Постыдное бегство из Мадраса оставило в нем ощущение незавершенности, недостающих частей и нераспутанных нитей. Но сейчас, когда Элси прилепилась к нему, Филипос чувствует себя цельным. Ее живот сначала крепко давит ему в бок, а затем с каждым выдохом все больше расслабляется, дыхание ее замедляется. Он наблюдает за этим чудом. А потом, несмотря на возбужденное сердцебиение от того, что обнимает прекрасную женщину — свою жену, — Филипос тоже засыпает.

Когда после полуночи он просыпается, ноги их по-прежнему переплетены, но ее рубашка и его мунду сбились, и стала видна обнаженная кожа ее бедра. Он мгновенно, будто плеснули водой из ведра, приходит в себя. Место, где их кожа соприкасается, горит огнем. Филипос осторожно придвигается теснее, и, удивительно, она отвечает. Глаза ее открываются. Он не уверен, как именно надо действовать дальше. Голова медленно приближается к ней. Она прижимается к этой его новой твердости, которой не было в нежных объятиях перед тем, как они заснули.

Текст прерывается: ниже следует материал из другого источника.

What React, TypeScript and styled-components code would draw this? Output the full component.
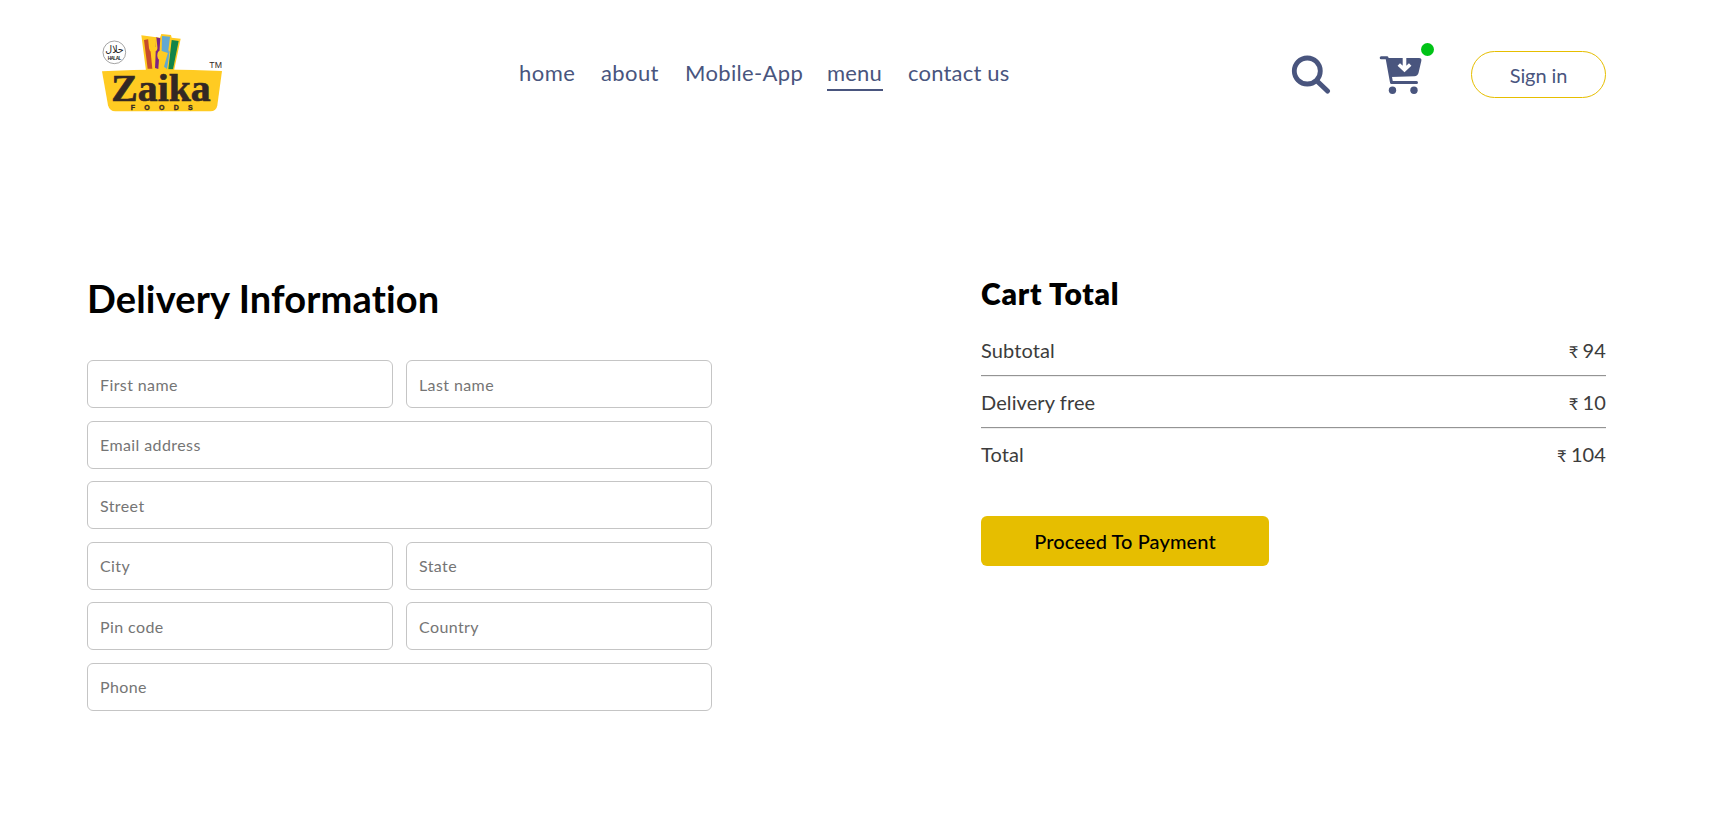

Губы их встречаются, неловкое касание — волнующее, но сухое. Не то, что он себе представлял. Они повторяют попытку, проникая более решительно, и теперь языки соприкасаются — будоражащая искра и близость настолько глубокая, что по всему телу озноб. Он неловко ощупывает ее рубашку, и внезапно грудь обнажается. Ничто и никогда в его жизни не сравнится с этим моментом, когда он впервые увидел ее, прикоснулся к ней, почувствовал, как она отзывается. Рука застенчиво движется вниз, а тыльная сторона ее ладони, а затем и пальцы робко трогают ту часть его тела, которую невозможно не заметить. Их обоюдная робость и неловкость эротичны так же, как и все, что этому предшествовало. Он приподнимается и нависает над ней. Как слепой, который уперся в угол и пытается своей палкой нащупать дорогу, но она одной рукой направляет его, положив другую ему на грудь, чтобы притормозить. Очень медленно она впускает его. Чуть морщится болезненно, но удерживает его внутри. Только когда он чувствует, как она расслабилась, очень нежно начинает двигаться. Боже, думает он, если существует это, как можно заниматься чем-то еще? Филипос растворяется в теле своей молодой жены, сливается с ним, их дыхание, их соки и жилы — все едино. Никакие эксперименты с самим собой и ничто из «Фанни Хилл» и «Тома Джонса» не подготовило его к трепету и нежности происходящего.